Directive
Look through the data below. Collect every line where the word "image" occurs.

Supplied data

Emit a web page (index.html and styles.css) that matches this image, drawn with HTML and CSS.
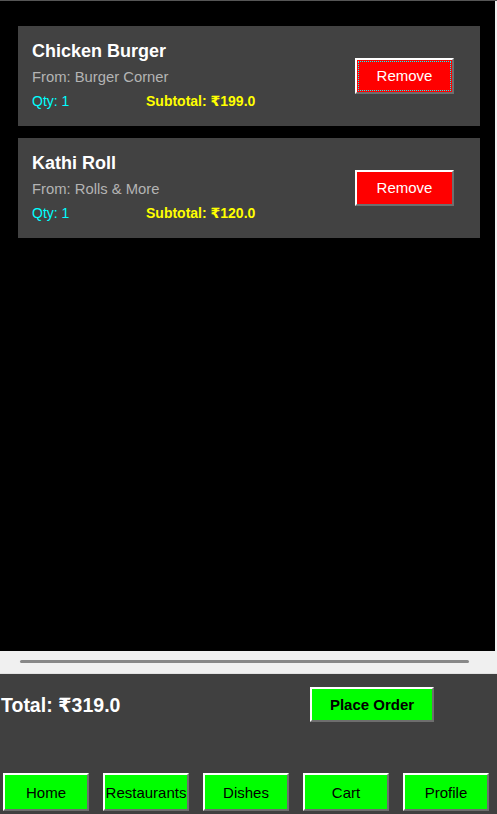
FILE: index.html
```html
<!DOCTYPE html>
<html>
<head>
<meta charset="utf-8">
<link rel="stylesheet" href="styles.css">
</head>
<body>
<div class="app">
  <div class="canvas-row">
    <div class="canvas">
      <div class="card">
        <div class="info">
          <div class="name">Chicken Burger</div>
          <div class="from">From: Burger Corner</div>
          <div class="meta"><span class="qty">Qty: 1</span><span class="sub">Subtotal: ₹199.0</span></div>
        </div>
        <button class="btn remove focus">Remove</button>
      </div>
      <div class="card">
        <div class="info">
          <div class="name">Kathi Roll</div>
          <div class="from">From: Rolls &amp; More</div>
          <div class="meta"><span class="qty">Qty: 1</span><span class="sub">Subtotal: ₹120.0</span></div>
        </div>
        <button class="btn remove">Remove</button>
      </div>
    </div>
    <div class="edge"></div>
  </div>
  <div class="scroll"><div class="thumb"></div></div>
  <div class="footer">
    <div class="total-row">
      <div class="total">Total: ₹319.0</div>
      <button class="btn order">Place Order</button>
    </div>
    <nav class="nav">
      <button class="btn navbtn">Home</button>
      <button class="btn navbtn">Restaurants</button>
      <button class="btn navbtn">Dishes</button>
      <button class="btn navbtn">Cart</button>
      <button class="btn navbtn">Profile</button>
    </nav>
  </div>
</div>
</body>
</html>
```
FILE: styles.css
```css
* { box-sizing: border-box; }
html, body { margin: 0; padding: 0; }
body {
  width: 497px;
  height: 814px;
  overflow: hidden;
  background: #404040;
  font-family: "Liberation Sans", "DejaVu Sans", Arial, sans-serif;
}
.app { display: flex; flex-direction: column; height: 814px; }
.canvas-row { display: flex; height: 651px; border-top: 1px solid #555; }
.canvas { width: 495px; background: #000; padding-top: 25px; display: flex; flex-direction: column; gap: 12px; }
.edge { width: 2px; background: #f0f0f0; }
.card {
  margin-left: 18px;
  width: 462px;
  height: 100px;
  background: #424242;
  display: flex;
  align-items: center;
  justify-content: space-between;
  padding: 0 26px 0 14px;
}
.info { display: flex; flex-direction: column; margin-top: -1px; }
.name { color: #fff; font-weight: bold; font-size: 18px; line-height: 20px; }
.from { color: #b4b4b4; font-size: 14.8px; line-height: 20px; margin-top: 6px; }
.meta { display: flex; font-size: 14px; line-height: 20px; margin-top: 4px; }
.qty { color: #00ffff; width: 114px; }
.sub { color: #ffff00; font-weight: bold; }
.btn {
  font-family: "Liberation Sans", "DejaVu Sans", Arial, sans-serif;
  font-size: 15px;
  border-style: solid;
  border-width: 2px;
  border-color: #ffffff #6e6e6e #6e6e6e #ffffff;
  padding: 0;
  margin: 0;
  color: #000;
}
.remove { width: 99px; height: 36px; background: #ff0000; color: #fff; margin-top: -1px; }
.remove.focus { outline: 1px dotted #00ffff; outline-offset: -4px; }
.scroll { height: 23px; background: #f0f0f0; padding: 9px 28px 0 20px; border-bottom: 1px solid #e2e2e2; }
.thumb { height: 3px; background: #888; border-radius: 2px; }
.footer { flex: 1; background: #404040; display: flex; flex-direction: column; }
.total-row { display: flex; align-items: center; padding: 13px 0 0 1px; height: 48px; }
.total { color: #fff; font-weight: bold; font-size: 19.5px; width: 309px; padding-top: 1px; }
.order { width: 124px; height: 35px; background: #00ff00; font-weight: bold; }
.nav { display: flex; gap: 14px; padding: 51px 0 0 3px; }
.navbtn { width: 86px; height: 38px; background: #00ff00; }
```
==
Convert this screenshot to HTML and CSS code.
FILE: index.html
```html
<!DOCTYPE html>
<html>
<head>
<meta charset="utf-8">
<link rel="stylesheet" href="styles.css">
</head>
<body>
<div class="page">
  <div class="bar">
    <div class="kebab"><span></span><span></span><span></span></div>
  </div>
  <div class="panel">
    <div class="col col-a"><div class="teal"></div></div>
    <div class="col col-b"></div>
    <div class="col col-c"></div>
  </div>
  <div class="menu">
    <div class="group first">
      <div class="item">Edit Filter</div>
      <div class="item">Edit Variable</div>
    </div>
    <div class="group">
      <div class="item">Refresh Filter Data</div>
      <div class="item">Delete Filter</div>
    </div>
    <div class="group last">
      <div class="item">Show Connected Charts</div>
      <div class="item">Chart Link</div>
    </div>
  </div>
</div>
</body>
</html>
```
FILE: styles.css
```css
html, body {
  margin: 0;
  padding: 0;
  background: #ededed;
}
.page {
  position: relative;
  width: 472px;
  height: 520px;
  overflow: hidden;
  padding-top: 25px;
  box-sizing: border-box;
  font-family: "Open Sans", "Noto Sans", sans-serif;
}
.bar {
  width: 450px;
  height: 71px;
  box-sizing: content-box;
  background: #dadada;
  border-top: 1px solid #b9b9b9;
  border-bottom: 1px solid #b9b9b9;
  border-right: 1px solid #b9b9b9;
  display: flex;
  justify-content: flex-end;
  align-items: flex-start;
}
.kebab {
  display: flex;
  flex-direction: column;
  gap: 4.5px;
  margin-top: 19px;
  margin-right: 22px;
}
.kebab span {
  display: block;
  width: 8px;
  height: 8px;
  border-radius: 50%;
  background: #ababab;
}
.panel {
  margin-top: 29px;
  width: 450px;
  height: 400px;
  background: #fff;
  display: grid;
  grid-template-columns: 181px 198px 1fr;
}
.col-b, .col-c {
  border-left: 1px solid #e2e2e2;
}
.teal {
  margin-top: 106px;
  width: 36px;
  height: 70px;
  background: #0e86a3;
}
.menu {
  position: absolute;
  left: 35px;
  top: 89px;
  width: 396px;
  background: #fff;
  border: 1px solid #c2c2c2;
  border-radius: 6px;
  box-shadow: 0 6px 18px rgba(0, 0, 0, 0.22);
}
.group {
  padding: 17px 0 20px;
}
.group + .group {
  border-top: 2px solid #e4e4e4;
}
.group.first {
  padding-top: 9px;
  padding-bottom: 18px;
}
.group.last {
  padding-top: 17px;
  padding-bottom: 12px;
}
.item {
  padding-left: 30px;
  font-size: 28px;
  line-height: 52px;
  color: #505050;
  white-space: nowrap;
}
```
--
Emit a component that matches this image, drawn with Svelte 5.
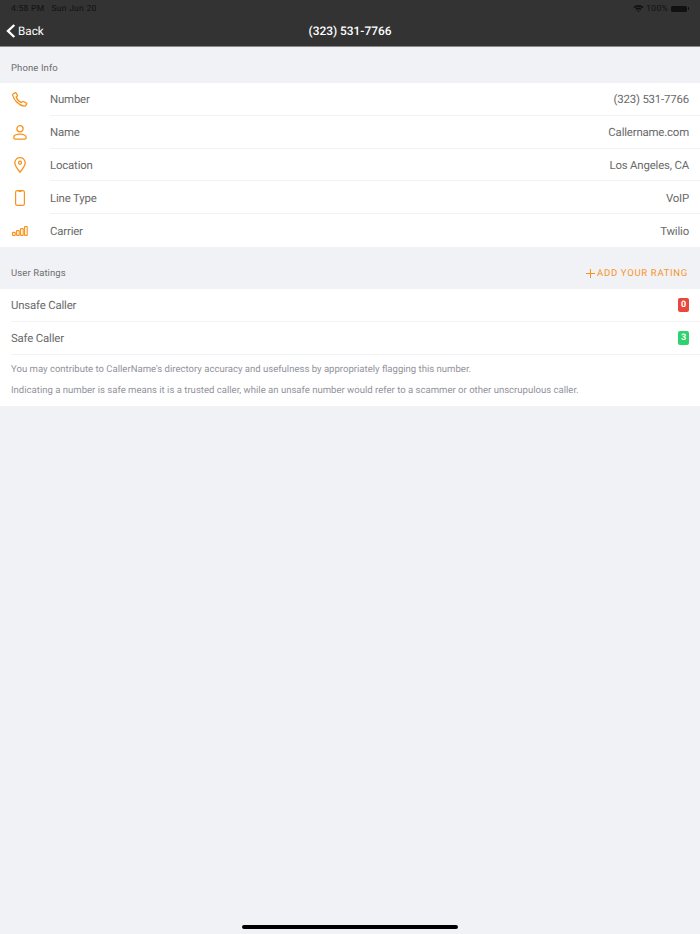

Solved problem
Emit a web page (index.html and styles.css) that matches this image, drawn with HTML and CSS.
Emit a component that matches this image, drawn with Svelte 5.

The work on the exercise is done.